Purpose: This guide is a synopsis of the invaluable conversation that staff members of the State Board for Community and Technical College Education Division and Project Management Office had with leaders and key staff at Highline College around how their college is succeeding with Guided Pathways work. It also includes what Highline College needs from the system to continue their success.

Audience: College Subject Matter Experts (SME) interested in Guided Pathways.

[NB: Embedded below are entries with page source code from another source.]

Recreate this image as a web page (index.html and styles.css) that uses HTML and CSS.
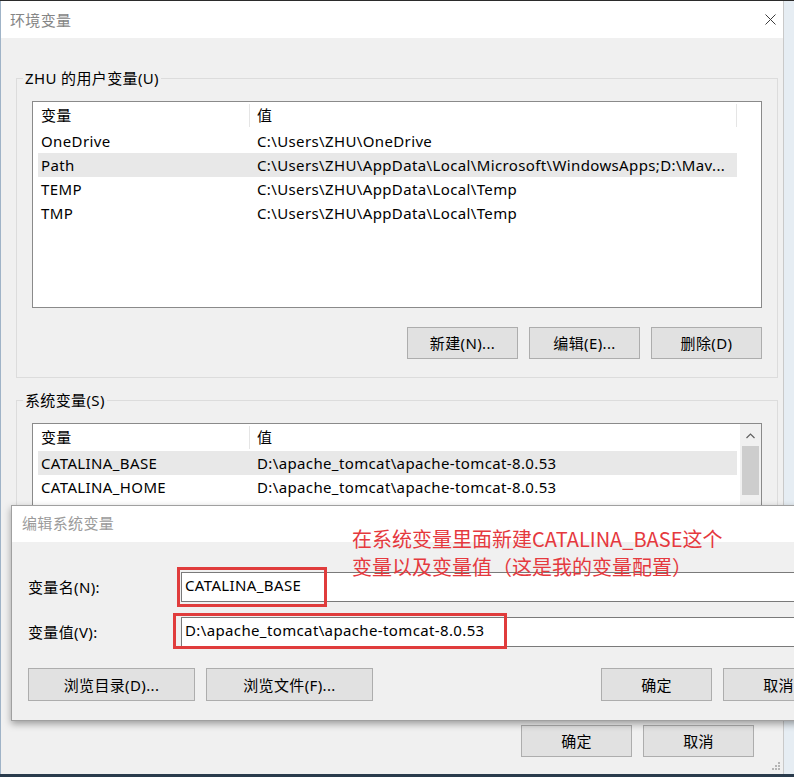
FILE: index.html
```html
<!DOCTYPE html>
<html lang="zh-CN">
<head>
<meta charset="utf-8">
<title>环境变量</title>
<link rel="stylesheet" href="styles.css">
</head>
<body>
<div class="desktop">
  <div class="window">
    <div class="titlebar">
      <span class="title">环境变量</span>
      <svg class="close" width="11" height="11" viewBox="0 0 11 11"><path d="M0.5 0.5L10.5 10.5M10.5 0.5L0.5 10.5" stroke="#3c3c3c" stroke-width="1" fill="none"/></svg>
    </div>
    <div class="content">
      <fieldset class="group group-user">
        <legend>ZHU 的用户变量(U)</legend>
        <div class="listbox">
          <div class="list">
            <div class="row head"><span class="c1">变量</span><span class="c2">值</span></div>
            <div class="row"><span class="c1">OneDrive</span><span class="c2">C:\Users\ZHU\OneDrive</span></div>
            <div class="row sel"><span class="c1">Path</span><span class="c2">C:\Users\ZHU\AppData\Local\Microsoft\WindowsApps;D:\Mav...</span></div>
            <div class="row"><span class="c1">TEMP</span><span class="c2">C:\Users\ZHU\AppData\Local\Temp</span></div>
            <div class="row"><span class="c1">TMP</span><span class="c2">C:\Users\ZHU\AppData\Local\Temp</span></div>
          </div>
        </div>
        <div class="btns">
          <button class="btn">新建(N)...</button>
          <button class="btn">编辑(E)...</button>
          <button class="btn">删除(D)</button>
        </div>
      </fieldset>
      <fieldset class="group group-sys">
        <legend>系统变量(S)</legend>
        <div class="listbox">
          <div class="list">
            <div class="row head nodiv"><span class="c1">变量</span><span class="c2">值</span></div>
            <div class="row sel"><span class="c1">CATALINA_BASE</span><span class="c2">D:\apache_tomcat\apache-tomcat-8.0.53</span></div>
            <div class="row"><span class="c1">CATALINA_HOME</span><span class="c2">D:\apache_tomcat\apache-tomcat-8.0.53</span></div>
          </div>
          <div class="scrollbar">
            <svg class="arrow" width="9" height="6" viewBox="0 0 9 6"><path d="M0.5 5L4.5 1L8.5 5" stroke="#606060" stroke-width="1.2" fill="none"/></svg>
            <div class="thumb"></div>
          </div>
        </div>
      </fieldset>
      <div class="footer">
        <button class="btn">确定</button>
        <button class="btn">取消</button>
      </div>
    </div>
    <svg class="grip" width="10" height="10" viewBox="0 0 10 10"><g fill="#b5b5b5"><rect x="7" y="1" width="2" height="2"/><rect x="4" y="4" width="2" height="2"/><rect x="7" y="4" width="2" height="2"/><rect x="1" y="7" width="2" height="2"/><rect x="4" y="7" width="2" height="2"/><rect x="7" y="7" width="2" height="2"/></g></svg>
  </div>

  <div class="dialog">
    <div class="dlg-title">编辑系统变量</div>
    <div class="dlg-body">
      <div class="field"><span class="label">变量名(N):</span><div class="input">CATALINA_BASE</div></div>
      <div class="field"><span class="label">变量值(V):</span><div class="input">D:\apache_tomcat\apache-tomcat-8.0.53</div></div>
      <div class="dlg-btns">
        <button class="btn wide">浏览目录(D)...</button>
        <button class="btn wide">浏览文件(F)...</button>
        <span class="spacer"></span>
        <button class="btn">确定</button>
        <button class="btn">取消</button>
      </div>
    </div>
    <div class="mark mark-name"></div>
    <div class="mark mark-value"></div>
  </div>

  <div class="note">在系统变量里面新建CATALINA_BASE这个<br>变量以及变量值（这是我的变量配置）</div>
</div>
</body>
</html>
```

FILE: styles.css
```css
* { box-sizing: border-box; }

html, body {
  margin: 0;
  padding: 0;
}

body {
  font-family: "Noto Sans", "Noto Sans CJK SC", sans-serif;
  font-size: 15px;
  letter-spacing: 0.37px;
  color: #000;
  background: #e6edf3;
}

.desktop {
  position: relative;
  width: 794px;
  height: 777px;
  overflow: hidden;
  background: #e6edf3;
  border-top: 1px solid #2b2b2b;
  border-bottom: 3px solid #2a3b4c;
}

.window {
  position: relative;
  width: 784px;
  height: 773px;
  background: #f0f0f0;
  border-left: 1px solid #9fb3c7;
  border-right: 1px solid #c9c9c9;
  display: flex;
  flex-direction: column;
}

.titlebar {
  height: 37px;
  background: #fff;
  display: flex;
  align-items: center;
  justify-content: space-between;
  padding: 0 7px 0 9px;
  flex: none;
}

.title {
  color: #858585;
  font-size: 15px;
  line-height: 20px;
}

.close { display: block; }

.content {
  padding: 0 5px 0 15px;
  display: flex;
  flex-direction: column;
}

.group {
  margin: 0;
  border: 1px solid #dcdcdc;
  padding: 13px 15px 18px 15px;
  min-width: 0;
}

.group legend {
  padding: 0 2px;
  margin-left: -9px;
  line-height: 20px;
  font-size: 15px;
}

.group-user { margin-top: 30px; }

.group-sys {
  margin-top: 12px;
  padding-top: 13px;
  padding-bottom: 69px;
}

.listbox {
  height: 207px;
  border: 1px solid #8a8a8a;
  background: #fff;
  display: flex;
}

.list {
  flex: 1;
  min-width: 0;
  overflow: hidden;
}

.row {
  display: flex;
  align-items: center;
  height: 24px;
  width: 699px;
  margin-left: 5px;
  white-space: nowrap;
}

.row.head { height: 27px; }

.row .c1 {
  width: 212px;
  flex: none;
  padding-left: 3px;
  overflow: hidden;
}

.row .c2 {
  flex: 1;
  min-width: 0;
  padding-left: 7px;
  overflow: hidden;
}

.row.head .c1,
.row.head .c2 {
  height: 23px;
  line-height: 23px;
  border-right: 1px solid #e5e5e5;
}

.row.head.nodiv .c2 { border-right: none; }

.row.sel { background: #e8e8e8; }

.scrollbar {
  width: 21px;
  flex: none;
  background: #f0f0f0;
  display: flex;
  flex-direction: column;
  align-items: center;
}

.arrow {
  margin-top: 9px;
  margin-bottom: 7px;
  display: block;
}

.thumb {
  width: 17px;
  height: 49px;
  background: #cdcdcd;
}

.btns {
  display: flex;
  justify-content: flex-end;
  gap: 11px;
  margin-top: 19px;
}

.btn {
  width: 111px;
  height: 32px;
  background: #e1e1e1;
  border: 1px solid #adadad;
  border-radius: 0;
  font-family: "Noto Sans", "Noto Sans CJK SC", sans-serif;
  font-size: 15px;
  letter-spacing: 0.37px;
  color: #000;
  padding: 0;
  line-height: 30px;
}

.footer {
  display: flex;
  justify-content: flex-end;
  gap: 11px;
  margin-top: 25px;
  padding-right: 24px;
}

.grip {
  position: absolute;
  right: 2px;
  bottom: 3px;
}

/* edit dialog */
.dialog {
  position: absolute;
  left: 11px;
  top: 504px;
  width: 840px;
  height: 216px;
  border: 1px solid #a0a0a0;
  background: #f0f0f0;
  box-shadow: 0 3px 7px rgba(0, 0, 0, 0.35);
}

.dlg-title {
  height: 36px;
  line-height: 35px;
  background: #fff;
  color: #9b9b9b;
  padding-left: 10px;
}

.dlg-body {
  padding: 30px 16px 0 16px;
}

.field {
  display: flex;
  align-items: center;
  height: 30px;
}

.field + .field { margin-top: 15px; }

.field .label {
  width: 153px;
  flex: none;
  line-height: 26px;
}

.input {
  flex: 1;
  height: 30px;
  line-height: 25px;
  border: 1px solid #7a7a7a;
  background: #fff;
  padding-left: 3px;
  white-space: nowrap;
}

.dlg-btns {
  display: flex;
  gap: 11px;
  margin-top: 21px;
}

.dlg-btns .btn { height: 33px; }

.btn.wide { width: 167px; }

.spacer { flex: 1; }

.mark {
  position: absolute;
  border: 3px solid #e03c3c;
}

.mark-name {
  left: 165px;
  top: 61px;
  width: 150px;
  height: 40px;
}

.mark-value {
  left: 161px;
  top: 107px;
  width: 334px;
  height: 36px;
}

.note {
  position: absolute;
  left: 352px;
  top: 524px;
  font-family: "Noto Sans CJK SC", sans-serif;
  font-size: 20px;
  letter-spacing: 0;
  line-height: 28px;
  color: #e5393e;
  white-space: nowrap;
}
```
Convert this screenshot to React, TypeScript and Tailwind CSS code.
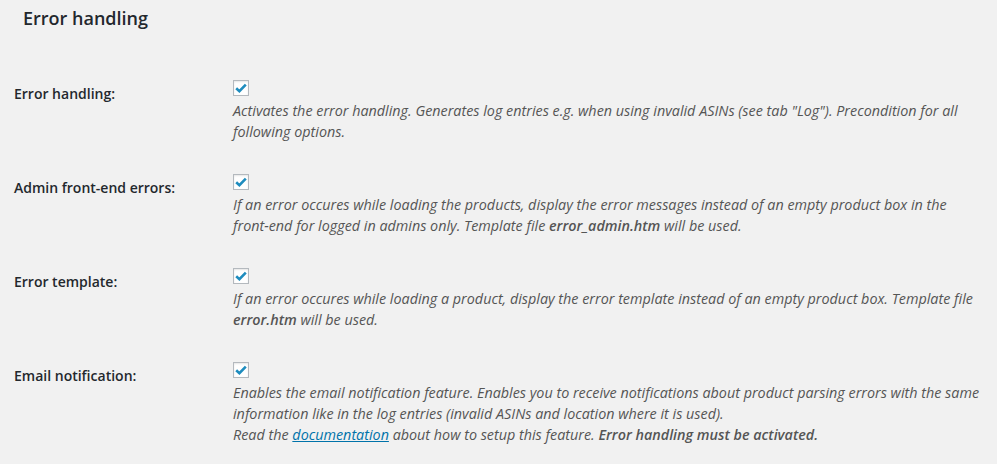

When did we meet?  SBCTC and Highline College met on Friday, December 16, 2022.

Key Success Points

  • Changing the Nature of Internal College Staff Interactions: What has been most illuminating about this work is that it is leading the college to breakdown silos, form cross divisional teams and establish a college wide internal communications team. Establishment of the new Student Success Council, which is ensuring accountability for the implementation of the Strategic Plan. All of these various communications and conversations on campus have brought to the surface things that the college has been able to work on together to improve areas, such as entry advising and admissions.
  • Enabling Student Self-Efficacy: Faculty have been provided the opportunity to self-assess the work they do with students, providing concierge services to ensure students have access to the specific services they need and understand how they must navigate their educational pathways. Over the last few years Faculty have striven to capture that work and make it more readily available to students. By establishing that baseline information, available on the college website, the conversations with students can go deeper because students already have a basic understanding with their improved access to that information. When faculty do in class advising, they have a link or information that they can share with the student, improving that experience. Faculty and Advisors are now better prepared to mentor and direct accordingly. The website links and data shared with students is clear and easy to not only share, but for students to follow.
  • Improvements in FA Process: Identified the jam in the flow of students entering the college. The work has been focused on transparency of processes and has been really successful. Also have been extremely communicative/inclusive with campus staff and faculty regarding processes and student steps.
  • Student Success Focus: Structured strategic planning to focus on student success. Progress made in making information more transparent to the community and building data structures to better enable them to disaggregate by race and ethnicity across many data sets.The work within teams and with the Student Success Council positions them for a better communication structure with faculty, staff, and students.
  • Associate of Art Direct Transfer Agreement (AA-DTA) Students: Beginning in the Fall of 2022 the college required students to take a "College 101" course, which is supported by the faculty senate. Reviewing for 5 terms and will reassess next January. The was a huge effort for the college and one they are very proud of. This effort was no small feat and involved months of faculty research to create program maps that enable students to navigate successful completion of their degree. Many faculty took the extra steps in researching major transfer partners prerequisites which should be included in time at Highline (CWU specifically). This effort represents the true meaning of student success focused.
  • Institutional Effectiveness Plans:  IE plans are a strategy used all across the college, not just in Academic Affairs. Student Services has also been regularly engaged in setting goals and improving services through the us of IE plans. Academic Affairs has an instructional leadership group meeting once a month to support each other. Consists of all departments across academic affairs to report out progress and hold each other accountable in a supportive way to improve student experience (using SMARTIE Goals).  
  • 4 Phase Advising Model: Entry Advising, Pathway Advising, Faculty Advising and Completion/Transfer Advising. Still refining implementation of this model, but in its current state is a clear and understandable way in which students progress through the Advising support they need to be successful. Also have a visual that shows the map of the 4 phases.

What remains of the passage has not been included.